A recorrência das crises humanitárias torna a voltar-nos uns para os outros. Numa época de incerteza para a Europa, que recebe milhares de refugiados, é importante que nos tornemos sensíveis, capazes de compreender o lugar do outro. Uma das benesses da grande literatura é a exploração de temas universais, a sua capacidade de reflectir, mas também de preparar. 

 

Em 2013, dez anos depois de ser laureado com o Nobel, J. M. Coetzee lançou A Infância de Jesus, o primeiro livro de uma trilogia que já se encontra completa. Com um estilo de escrita económico e directo, o leitor vê-se preso a páginas que contam a história de um homem e uma criança acabados de chegar à cidade de Novilla. Depois de uma viagem pelo mar, estão prontos a receber um nome e uma idade. Ao homem declaram o nome de Simón; à criança o de Davíd. Sabemos ainda muito pouco sobre eles, mas apesar da sua chegada conjunta, Simón revela-nos que não conhece Davíd. A criança diz-se portadora de uma carta que o reuniria com a mãe, mas o documento perdeu-se durante a viagem, obrigando Simón a entregar Davíd onde a carta o levaria, pondo em movimento a linha narrativa principal.

 

A silhueta de Novilla lembra um pano branco, edifícios e pessoas conjugam-se em breves saliências.
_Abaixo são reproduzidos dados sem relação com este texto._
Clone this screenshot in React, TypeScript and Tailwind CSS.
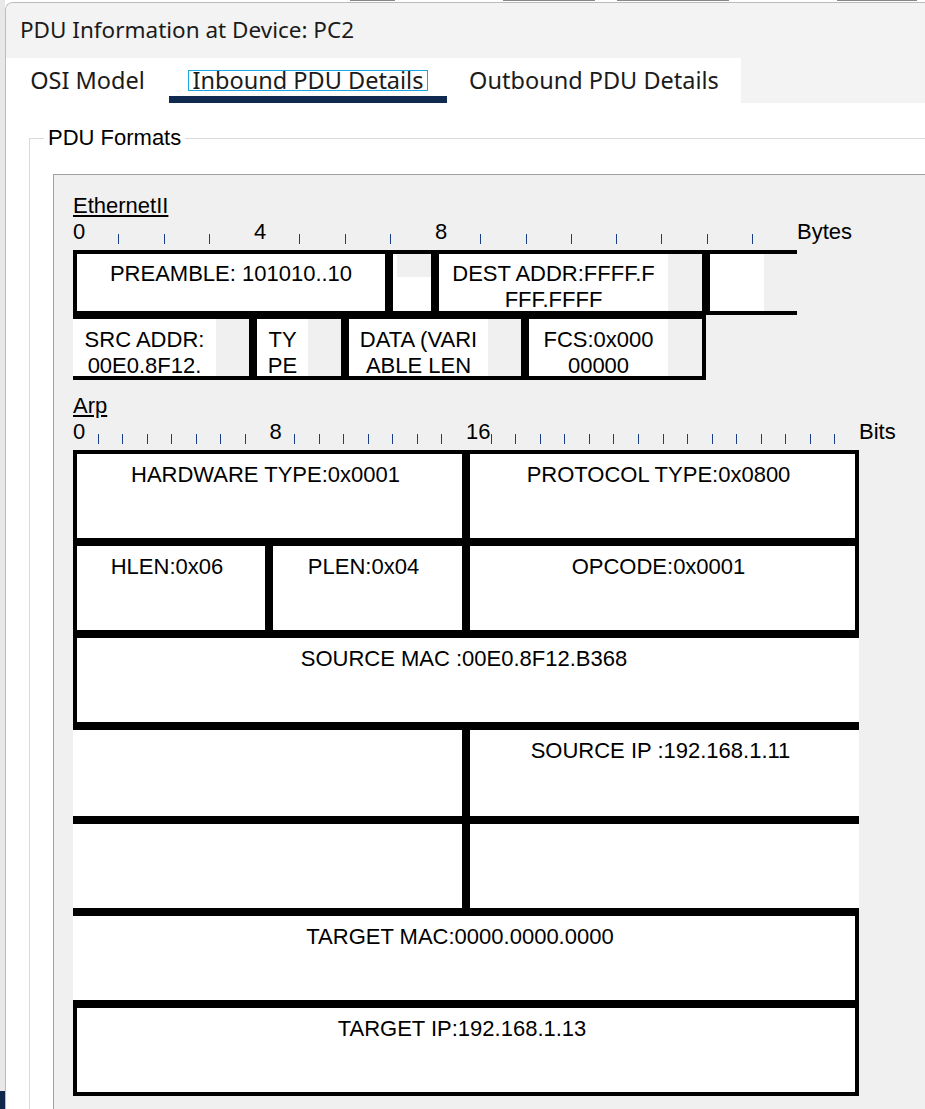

Complexos, paredes e parques são abominavelmente convencionais e as pessoas parecem há muito ter abandonado qualquer desejo ou apetite. A Simón, encarregue da criança, surge uma solução: Davíd reconhecerá o rosto da mãe, insistindo que algo assim não pode ser apagado, mesmo no lugar onde todos parecem esquecer.

 

O contraste entre personagens e vidas podem ajudar-nos a compreender o que significa ter um lugar numa altura em que muitos perdem o seu. Para agir, devemos primeiro compreender. Pensemos, para que brevemente nos seja permitido ajudar.